Year of growth for Water Street Studios
Organizers at Batavia’s Water Street Studios will be busy in the coming months with shows, new board members and possible expansion.
A performance by Chicago-based dance company, Core Project Chicago (CPC) is scheduled for Friday, Jan. 11 at the nonprofit, located at 160 S. Water St.and the gallery space will feature work from artists for the Winter Show.
Organizers also are reaching out to local property owners and municipalities for space to house a new printshop facility. The expansion is being completed with the help of grants from the Kane County Riverboat Fund, Community Foundation of the Fox River Valley, Gaylord and Dorothy Donnelley Foundation and the Arts Work Fund for Organizational Development.
Much of the activity is being led by new members of the WSS board of directors, including Hennie Reynders, associate professor at the School of the Art Institute, Alvaro Amat, director of exhibition design at the Field Museum, Laura Spicer, curator at NeXt Gallery in St. Charles.
Jim Kirkhoff, an original co-founder of WSS, recently sat down with the Republican to talk about some of the upcoming events and many changes on the way for the Studio.
What can people expect from the CPC dance performance on Friday?
[CPC is] a contemporary dance company which integrates video into its performance to help show the story that they are telling. They like to perform in nontypical settings for performance art. The piece is called “6 Women” and it contains six different pieces. They’re going to integrate the audience into it. They’ve really set a high bar for themselves by coming into this space, because it’s not a typical dance space.

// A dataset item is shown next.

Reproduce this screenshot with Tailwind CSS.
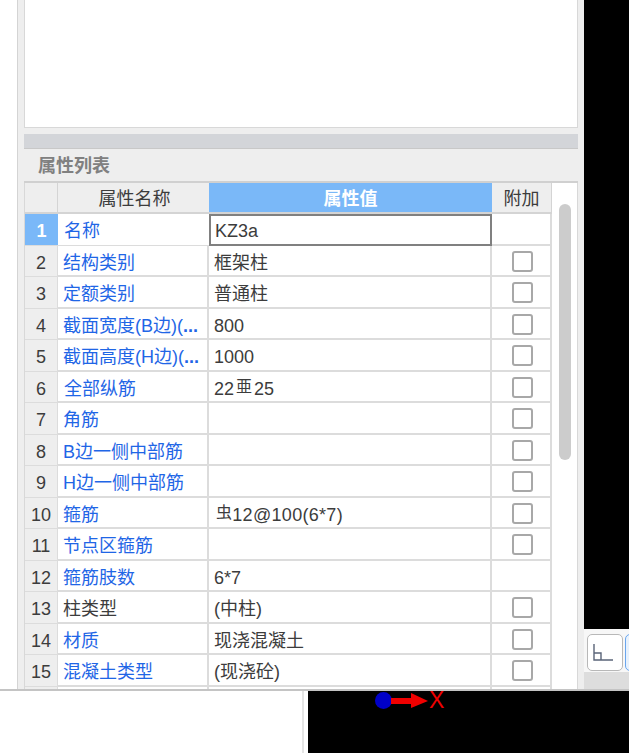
<!DOCTYPE html>
<html lang="zh-CN">

<head>
    <meta charset="UTF-8">
    <meta name="viewport" content="width=device-width, initial-scale=1.0">
    <title>属性列表</title>
    <script src="https://cdn.jsdelivr.net/npm/@tailwindcss/browser@4"></script>
</head>

<body class="bg-white overflow-hidden font-['Liberation_Sans','Noto_Sans_CJK_SC',sans-serif] text-[18px] text-[#3c3c3c]">
    <div class="relative w-[629px] h-[753px] flex flex-col">
        <div class="flex h-[691px] border-b-2 border-[#c4c4c4]">
            <div class="w-[17px] shrink-0 bg-white"></div>
            <!-- property panel -->
            <div class="w-[567px] shrink-0 flex flex-col bg-[#eeeeee] border-l border-[#d4d4d4] pl-[6px] pr-[6px]">
                <div class="h-[128px] bg-white border border-t-0 border-[#d8d8d8]"></div>
                <div class="h-[6px]"></div>
                <div class="h-[15px] bg-[#d3d5d9] border-b border-[#c8c8c8]"></div>
                <div class="h-[32px] pl-[14px] pt-[2px] flex items-center text-[#808080] font-bold">属性列表</div>
                <div class="h-[2px] bg-[#d0d0d0]"></div>
                <div class="flex flex-1 min-h-0 bg-white border-r border-l border-[#d8d8d8]">
                    <div class="w-[527px] shrink-0 overflow-hidden">
                        <!-- header -->
                        <div class="flex h-[31px] text-center leading-[33px] border-b-2 border-[#d4d4d4]">
                            <div class="w-[33px] bg-[#eeeeee] border-r border-[#d4d4d4]"></div>
                            <div class="w-[151px] bg-[#eeeeee] pl-[2px]">属性名称</div>
                            <div class="w-[283px] bg-[#7ab8f8] text-white font-bold">属性值</div>
                            <div class="w-[60px] bg-[#eeeeee] border-r border-[#d4d4d4]">附加</div>
                        </div>
                        <!-- rows -->
                        <div class="grid grid-cols-[33px_151px_283px_60px] auto-rows-[31.5px] leading-[34px]">
                            <div class="bg-[#7ab8f8] text-white font-bold text-center border-b border-[#dcdcdc]">1</div>
                            <div class="pl-[6px] text-[#1f66e6] border-b border-[#dcdcdc]">名称</div>
                            <div class="pl-[4px] border-2 border-[#808080] leading-[30px]">KZ3a</div>
                            <div class="border-r-2 border-b-2 border-[#dcdcdc]"></div>

                            <div class="bg-[#eeeeee] text-center border-r border-b border-[#dcdcdc]">2</div>
                            <div class="pl-[5px] text-[#1f66e6] border-r-2 border-b-2 border-[#dcdcdc]">结构类别</div>
                            <div class="pl-[5px] border-r-2 border-b-2 border-[#dcdcdc]">框架柱</div>
                            <div class="border-r-2 border-b-2 border-[#dcdcdc] flex items-center justify-center"><span class="w-[21px] h-[21px] ml-[2px] mt-[2px] border-2 border-[#a8a8a8] rounded-[3px] bg-white"></span></div>

                            <div class="bg-[#eeeeee] text-center border-r border-b border-[#dcdcdc]">3</div>
                            <div class="pl-[5px] text-[#1f66e6] border-r-2 border-b-2 border-[#dcdcdc]">定额类别</div>
                            <div class="pl-[5px] border-r-2 border-b-2 border-[#dcdcdc]">普通柱</div>
                            <div class="border-r-2 border-b-2 border-[#dcdcdc] flex items-center justify-center"><span class="w-[21px] h-[21px] ml-[2px] mt-[2px] border-2 border-[#a8a8a8] rounded-[3px] bg-white"></span></div>

                            <div class="bg-[#eeeeee] text-center border-r border-b border-[#dcdcdc]">4</div>
                            <div class="pl-[5px] text-[#1f66e6] border-r-2 border-b-2 border-[#dcdcdc] whitespace-nowrap overflow-hidden">截面宽度(B边)(<b>...</b></div>
                            <div class="pl-[5px] border-r-2 border-b-2 border-[#dcdcdc]">800</div>
                            <div class="border-r-2 border-b-2 border-[#dcdcdc] flex items-center justify-center"><span class="w-[21px] h-[21px] ml-[2px] mt-[2px] border-2 border-[#a8a8a8] rounded-[3px] bg-white"></span></div>

                            <div class="bg-[#eeeeee] text-center border-r border-b border-[#dcdcdc]">5</div>
                            <div class="pl-[5px] text-[#1f66e6] border-r-2 border-b-2 border-[#dcdcdc] whitespace-nowrap overflow-hidden">截面高度(H边)(<b>...</b></div>
                            <div class="pl-[5px] border-r-2 border-b-2 border-[#dcdcdc]">1000</div>
                            <div class="border-r-2 border-b-2 border-[#dcdcdc] flex items-center justify-center"><span class="w-[21px] h-[21px] ml-[2px] mt-[2px] border-2 border-[#a8a8a8] rounded-[3px] bg-white"></span></div>

                            <div class="bg-[#eeeeee] text-center border-r border-b border-[#dcdcdc]">6</div>
                            <div class="pl-[6px] text-[#1f66e6] border-r-2 border-b-2 border-[#dcdcdc]">全部纵筋</div>
                            <div class="pl-[5px] border-r-2 border-b-2 border-[#dcdcdc] flex items-start"><span>22</span><span class="text-[16px] leading-[30px] px-[2px]">亜</span><span>25</span></div>
                            <div class="border-r-2 border-b-2 border-[#dcdcdc] flex items-center justify-center"><span class="w-[21px] h-[21px] ml-[2px] mt-[2px] border-2 border-[#a8a8a8] rounded-[3px] bg-white"></span></div>

                            <div class="bg-[#eeeeee] text-center border-r border-b border-[#dcdcdc]">7</div>
                            <div class="pl-[5px] text-[#1f66e6] border-r-2 border-b-2 border-[#dcdcdc]">角筋</div>
                            <div class="pl-[5px] border-r-2 border-b-2 border-[#dcdcdc]"></div>
                            <div class="border-r-2 border-b-2 border-[#dcdcdc] flex items-center justify-center"><span class="w-[21px] h-[21px] ml-[2px] mt-[2px] border-2 border-[#a8a8a8] rounded-[3px] bg-white"></span></div>

                            <div class="bg-[#eeeeee] text-center border-r border-b border-[#dcdcdc]">8</div>
                            <div class="pl-[5px] text-[#1f66e6] border-r-2 border-b-2 border-[#dcdcdc] whitespace-nowrap">B边一侧中部筋</div>
                            <div class="pl-[5px] border-r-2 border-b-2 border-[#dcdcdc]"></div>
                            <div class="border-r-2 border-b-2 border-[#dcdcdc] flex items-center justify-center"><span class="w-[21px] h-[21px] ml-[2px] mt-[2px] border-2 border-[#a8a8a8] rounded-[3px] bg-white"></span></div>

                            <div class="bg-[#eeeeee] text-center border-r border-b border-[#dcdcdc]">9</div>
                            <div class="pl-[5px] text-[#1f66e6] border-r-2 border-b-2 border-[#dcdcdc] whitespace-nowrap">H边一侧中部筋</div>
                            <div class="pl-[5px] border-r-2 border-b-2 border-[#dcdcdc]"></div>
                            <div class="border-r-2 border-b-2 border-[#dcdcdc] flex items-center justify-center"><span class="w-[21px] h-[21px] ml-[2px] mt-[2px] border-2 border-[#a8a8a8] rounded-[3px] bg-white"></span></div>

                            <div class="bg-[#eeeeee] text-center border-r border-b border-[#dcdcdc]">10</div>
                            <div class="pl-[5px] text-[#1f66e6] border-r-2 border-b-2 border-[#dcdcdc]">箍筋</div>
                            <div class="pl-[7px] tracking-[0.3px] border-r-2 border-b-2 border-[#dcdcdc] flex items-start"><span class="text-[16px] leading-[30px]">虫</span><span>12@100(6*7)</span></div>
                            <div class="border-r-2 border-b-2 border-[#dcdcdc] flex items-center justify-center"><span class="w-[21px] h-[21px] ml-[2px] mt-[2px] border-2 border-[#a8a8a8] rounded-[3px] bg-white"></span></div>

                            <div class="bg-[#eeeeee] text-center border-r border-b border-[#dcdcdc]">11</div>
                            <div class="pl-[5px] text-[#1f66e6] border-r-2 border-b-2 border-[#dcdcdc]">节点区箍筋</div>
                            <div class="pl-[5px] border-r-2 border-b-2 border-[#dcdcdc]"></div>
                            <div class="border-r-2 border-b-2 border-[#dcdcdc] flex items-center justify-center"><span class="w-[21px] h-[21px] ml-[2px] mt-[2px] border-2 border-[#a8a8a8] rounded-[3px] bg-white"></span></div>

                            <div class="bg-[#eeeeee] text-center border-r border-b border-[#dcdcdc]">12</div>
                            <div class="pl-[5px] text-[#1f66e6] border-r-2 border-b-2 border-[#dcdcdc]">箍筋肢数</div>
                            <div class="pl-[5px] border-r-2 border-b-2 border-[#dcdcdc]">6*7</div>
                            <div class="border-r-2 border-b-2 border-[#dcdcdc]"></div>

                            <div class="bg-[#eeeeee] text-center border-r border-b border-[#dcdcdc]">13</div>
                            <div class="pl-[5px] border-r-2 border-b-2 border-[#dcdcdc]">柱类型</div>
                            <div class="pl-[5px] border-r-2 border-b-2 border-[#dcdcdc]">(中柱)</div>
                            <div class="border-r-2 border-b-2 border-[#dcdcdc] flex items-center justify-center"><span class="w-[21px] h-[21px] ml-[2px] mt-[2px] border-2 border-[#a8a8a8] rounded-[3px] bg-white"></span></div>

                            <div class="bg-[#eeeeee] text-center border-r border-b border-[#dcdcdc]">14</div>
                            <div class="pl-[5px] text-[#1f66e6] border-r-2 border-b-2 border-[#dcdcdc]">材质</div>
                            <div class="pl-[5px] border-r-2 border-b-2 border-[#dcdcdc]">现浇混凝土</div>
                            <div class="border-r-2 border-b-2 border-[#dcdcdc] flex items-center justify-center"><span class="w-[21px] h-[21px] ml-[2px] mt-[2px] border-2 border-[#a8a8a8] rounded-[3px] bg-white"></span></div>

                            <div class="bg-[#eeeeee] text-center border-r border-b border-[#dcdcdc]">15</div>
                            <div class="pl-[5px] text-[#1f66e6] border-r-2 border-b-2 border-[#dcdcdc]">混凝土类型</div>
                            <div class="pl-[5px] border-r-2 border-b-2 border-[#dcdcdc]">(现浇砼)</div>
                            <div class="border-r-2 border-b-2 border-[#dcdcdc] flex items-center justify-center"><span class="w-[21px] h-[21px] ml-[2px] mt-[2px] border-2 border-[#a8a8a8] rounded-[3px] bg-white"></span></div>

                            <div class="bg-[#eeeeee] border-r border-[#dcdcdc]"></div>
                            <div class="border-r-2 border-[#dcdcdc]"></div>
                            <div class="border-r-2 border-[#dcdcdc]"></div>
                            <div class="border-r-2 border-[#dcdcdc]"></div>
                        </div>
                    </div>
                    <!-- scrollbar -->
                    <div class="flex-1 pt-[21px] pl-[7px]">
                        <div class="w-[12px] h-[256px] rounded-full bg-[#cccccc]"></div>
                    </div>
                </div>
            </div>
            <!-- right side -->
            <div class="flex-1 min-w-0 flex flex-col">
                <div class="h-[629px] bg-black"></div>
                <div class="h-[43px] bg-[#f7f7f7] flex gap-[2px] pl-[3px] pt-[5px] overflow-hidden">
                    <div class="w-[36px] h-[37px] shrink-0 rounded-[5px] border border-[#b8b8b8] bg-white flex items-center justify-center">
                        <svg width="24" height="20" viewBox="0 0 24 20" fill="none" stroke="#5a6478" stroke-width="1.4">
                            <path d="M1 1V17H20M1 10H8V17" />
                        </svg>
                    </div>
                    <div class="w-[36px] h-[37px] shrink-0 rounded-[5px] border border-[#6aa6ee] bg-[#e8f2fd]"></div>
                </div>
                <div class="flex-1 bg-[#dddddd]"></div>
            </div>
        </div>
        <!-- bottom strip -->
        <div class="flex-1 flex">
            <div class="w-[302px] bg-white"></div>
            <div class="w-[2px] bg-[#e4e4e4]"></div>
            <div class="w-[4px] bg-white"></div>
            <div class="flex-1 bg-black"></div>
        </div>
        <!-- axis marker over the viewport -->
        <div class="absolute left-[375px] top-[691px] h-[20px] flex items-center">
            <span class="w-[17px] h-[17px] rounded-full bg-[#0000c8] -mt-[1px]"></span>
            <svg width="38" height="18" viewBox="0 0 38 18" class="-ml-[1px] -mt-[1px]">
                <path d="M0 6H20V1L37 9L20 16V12H0Z" fill="#f00000" />
            </svg>
            <span class="text-[#f00000] text-[23px] leading-[20px] -mt-[2px]">X</span>
        </div>
    </div>
</body>

</html>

What can people expect from this year’s Winter Show on Jan. 18?
This is our 11th show. Every (show) has a different personality. We have quite a few artists who have not shown here before, and some of the artists who have shown here before are bringing significantly different work. The commonality with all of our shows is that they’re very contemporary in nature. It isn’t anything that you find in the suburbs. We’re doing things to attract very established artists to make more of a commitment to us.
Why does WSS need a new printshop facility?
Print media has become a very big class. We (previously) had people in classes who didn’t have the equipment to accomodate what they wanted to do. We were awarded a grant and purchased a professional press. We also have a large format print for digital art, other equipment and two more presses in storage. The intent of the program is to give people with experience in print-making a place they can work, and to give students a place they can develop artistically. The facility would be available to them for $30 a month. We have $12,000 worth of equipment and a huge demand, but we need a new facility for it.
What does having new board members mean for WSS?
Hennie (Reynders) is a professor of architecture (at the School of Art Institute) and Alvaro (Amat) is a an exhibition design director at the Field Museum. They bring amazing experience. The five founders of (WSS) were not ideal board members. (The orginal co-founders of WSS include Jim Kirkhoff, Joi Cuartero, Steven Lockwood, Kari Kraus and Sharon Sychta). A proper board for a nonprofit should be a policy-making and a fundraising board. It’s a way to take the organization from a grassroots enterprise to the best management process for a nonprofit.
Why did you become involved with WSS?
My background is in engineering and project management. My wife and I got involved because we loved the idea of having (art) students, a gallery and an education space. We wanted to see how we can make that available to kids who didn’t have the financial means to pay for it. Over time, I just got more involved.